В недальнем расстоянии от этого города и становищ Гильперика, Гонтран остановился, и как ни твердо было упование его на небесное покровительство, однако, по свойственной ему осторожности, он захотел на свободе выведать размещение и готовность неприятеля к бою. Он не замедлил узнать о беспорядке, царствовавшем в стане Нейстрийцев, и о беспечности, с какой содержалась в нем стража днем и ночью. Собрав эти сведения, Гонтран распорядился так, чтобы подойти как можно ближе к осаждающему войску, не возбуждая его опасений и бдительности; и однажды вечером, когда не малая часть войска рассеялась в поле для добывания корма и для грабежа, пользуясь случаем, он произвел на оставленные линии внезапное и искусное нападение. Нейстрийские ратники, застигнутые в своем стане в такое время, когда менее всего помышляли о битве, не могли выдержать удара нападающих, а отряды кормовщиков, возвращавшихся в рассыпную, были изрублены поголовно. В несколько часов король Гонтран овладел полем битвы и таким образом одержал, как военачальник, свою первую и последнюю победу[641]

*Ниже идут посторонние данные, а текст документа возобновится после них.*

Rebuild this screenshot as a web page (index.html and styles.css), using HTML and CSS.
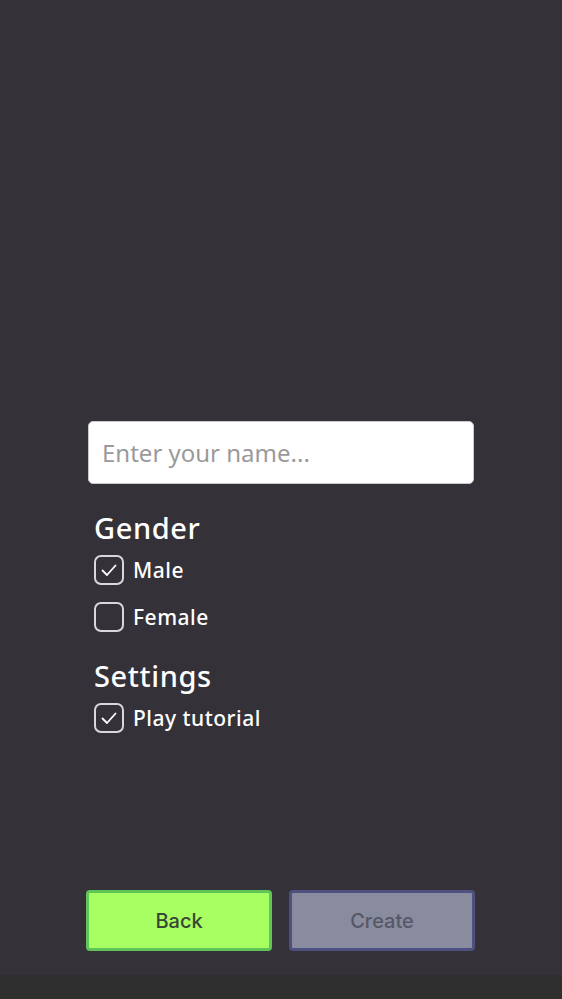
FILE: index.html
```html
<!DOCTYPE html>
<html lang="en">
<head>
<meta charset="utf-8">
<title>Create character</title>
<link rel="stylesheet" href="styles.css">
</head>
<body>
<div class="screen">
  <form class="form">
    <input class="name-input" type="text" placeholder="Enter your name...">
    <section class="group">
      <h2 class="group-title">Gender</h2>
      <label class="option">
        <span class="box checked"><svg viewBox="0 0 30 30" width="30" height="30"><path d="M8.5 15.5l4.5 4.5 8.5-9.5" fill="none" stroke="#fff" stroke-width="1.8" stroke-linecap="round" stroke-linejoin="round"/></svg></span>
        <span class="option-text">Male</span>
      </label>
      <label class="option">
        <span class="box"></span>
        <span class="option-text">Female</span>
      </label>
    </section>
    <section class="group settings">
      <h2 class="group-title">Settings</h2>
      <label class="option">
        <span class="box checked"><svg viewBox="0 0 30 30" width="30" height="30"><path d="M8.5 15.5l4.5 4.5 8.5-9.5" fill="none" stroke="#fff" stroke-width="1.8" stroke-linecap="round" stroke-linejoin="round"/></svg></span>
        <span class="option-text">Play tutorial</span>
      </label>
    </section>
  </form>
  <div class="actions">
    <button class="btn btn-back" type="button">Back</button>
    <button class="btn btn-create" type="button">Create</button>
  </div>
</div>
<div class="bottom-bar"></div>
</body>
</html>
```
FILE: styles.css
```css
html, body {
  margin: 0;
  padding: 0;
}
body {
  width: 562px;
  height: 999px;
  background: #343238;
  font-family: "Noto Sans", sans-serif;
  color: #fff;
  overflow: hidden;
}
.screen {
  height: 975px;
  display: flex;
  flex-direction: column;
  box-sizing: border-box;
  padding-bottom: 24px;
}
.form {
  margin: 421px 0 0 88px;
  width: 386px;
  display: flex;
  flex-direction: column;
}
.name-input {
  box-sizing: border-box;
  width: 386px;
  height: 63px;
  border: 1px solid #c9c9cc;
  border-radius: 5px;
  background: #fff;
  padding: 0 13px;
  font-family: "Noto Sans", sans-serif;
  font-size: 24px;
  color: #333;
  outline: none;
}
.name-input::placeholder {
  color: #9a9a9a;
}
.group {
  margin-top: 24px;
  padding-left: 6px;
  display: flex;
  flex-direction: column;
  gap: 17px;
}
.settings {
  margin-top: 24px;
}
.group-title {
  margin: 0 0 -10px 0;
  font-size: 29px;
  font-weight: 500;
  line-height: 40px;
  letter-spacing: 0.6px;
}
.option {
  display: flex;
  align-items: center;
  gap: 9px;
  height: 30px;
}
.box {
  box-sizing: border-box;
  width: 30px;
  height: 30px;
  border: 2px solid #d8d8dc;
  border-radius: 7px;
  display: flex;
  align-items: center;
  justify-content: center;
}
.box svg {
  flex: none;
}
.option-text {
  font-size: 21px;
  font-weight: 500;
  letter-spacing: 0.5px;
}
.actions {
  margin-top: auto;
  margin-left: 86px;
  display: flex;
  gap: 17px;
}
.btn {
  box-sizing: border-box;
  width: 186px;
  height: 61px;
  border-radius: 4px;
  border: 3px solid;
  font-family: "Inter", sans-serif;
  font-size: 20px;
  font-weight: 500;
}
.btn-back {
  background: #a8ff62;
  border-color: #5fc558;
  color: #3a4538;
}
.btn-create {
  background: #898b9f;
  border-color: #4e5180;
  color: #565868;
}
.bottom-bar {
  height: 24px;
  background: #2f2f30;
}
```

.Не известно, каково было участие короля Гильперика в этой кровавой схватке; во время дела он, может-быть, совершил чудеса храбрости, но после поражения, когда надлежало собрать остатки армии и напасть в свою очередь, у него не достало решимости. Так как он был вообще не дальновиден, то малейшая неудача его смущала и внезапно лишала всякой бодрости и присутствия духа. Получив отвращение к делу, для которого было поднято такое многочисленное войско, он помышлял только о мире и рано утром после бедственной ночи послал к королю Гонтрану просить примирения. Гонтран, всегда миролюбивый и нисколько не упоенный гордостью победы, сам питал одно только желание поскорее кончить раздор и возвратиться к спокойствию. Он отправил от себя послов, которые, встретившись с уполномоченными Гильперика, заключили с ними мирный договор от имени обоих королей[642]
.По этому договору, составленному на основании древних германских обычаев, короли условливались между собой, не как независимые государи, но как члены одного племени, подчиненные, не смотря на свой сан, высшей власти, — законам народным. Они согласились положиться на суд старшин, избранных из среды народа и духовенства и обещали друг другу, что тот из них, кто будет уличен в нарушении закона, должен подчиниться условиям противника и дать ему вознаграждение по приговору судей[643]
. Чтобы согласить слова свои с делом, нейстриский король немедленно отправил к трем герцогам, осаждавшим Бурж, приказание снять осаду и очистить страну, сам же возвратился в Париж с своим войском, сократившимся в числе, со множеством раненных, и не столь грозным с вида, но так же нестройным и алчным к грабежу, как и прежде[644].Так-как мир был заключен, то возвратный путь предстоял через дружественные земли; но нейстрийские ратники нисколько о том не думали и снова начали по дороге грабить, разорять и брать пленников. По добросовестности ли, которая, впрочем, не была в характере Гильперика, или по запоздалому чувству потребности порядка, король с неудовольствием смотрел на этот разбой и решился обуздать его. Переданное им всем начальникам дружин приказание наблюдать за своими людьми и строго их удерживать, было так необыкновенно, что встретило сопротивление; франкские вожди роптали и один из них, граф руанский, объявил, что никому не воспретить того, что всегда было дозволено. Но лишь только слова эти перешли в действие, Гильперик внезапно обнаружил энергию, приказал схватить графа и предать его смерти, для примера другим. Кроме того, он велел возвратить добычу и освободить пленных, — меры, которые, быв приняты во-время, без сомнения, отвратили бы самую неудачу похода[645]
. Таким образом он возвратился в Париж и более властный над своим войском и более способный предводить им, нежели каким был при выступлении; к несчастью — эти существенные качества военачальника развились в нем не в пору, потому-что в то время он думал только о мире. Жестокий урок мелёнской битвы положил конец его завоевательным видам, и с-тех-пор он помышлял лишь о том, как удержать хитростью то, что приобрел силой.Левдаст возвратился жив и здрав и последовал за королем в Париж, где была тогда Фредегонда. Вместо того, чтоб избегать этого опасного для себя города или только пройти его с войском, он там остановился, надеясь, что милостивое расположение мужа будет, в случае нужды, защитой против злобы жены[646]
. После нескольких дней, проведенных без больших предосторожностей, не видя ни угрозы, ни гонения, он счел себя помилованным королевой и полагал, что настало время ей представиться. В одно воскресенье, когда король и королева были вместе у обедни в парижском соборе, Левдаст отправился в церковь, прошел с самым смелым видом сквозь толпу, окружавшую королевское место, и бросившись в ноги Фредегонде, вовсе не ожидавшей его видеть, молил ее о прощении[647].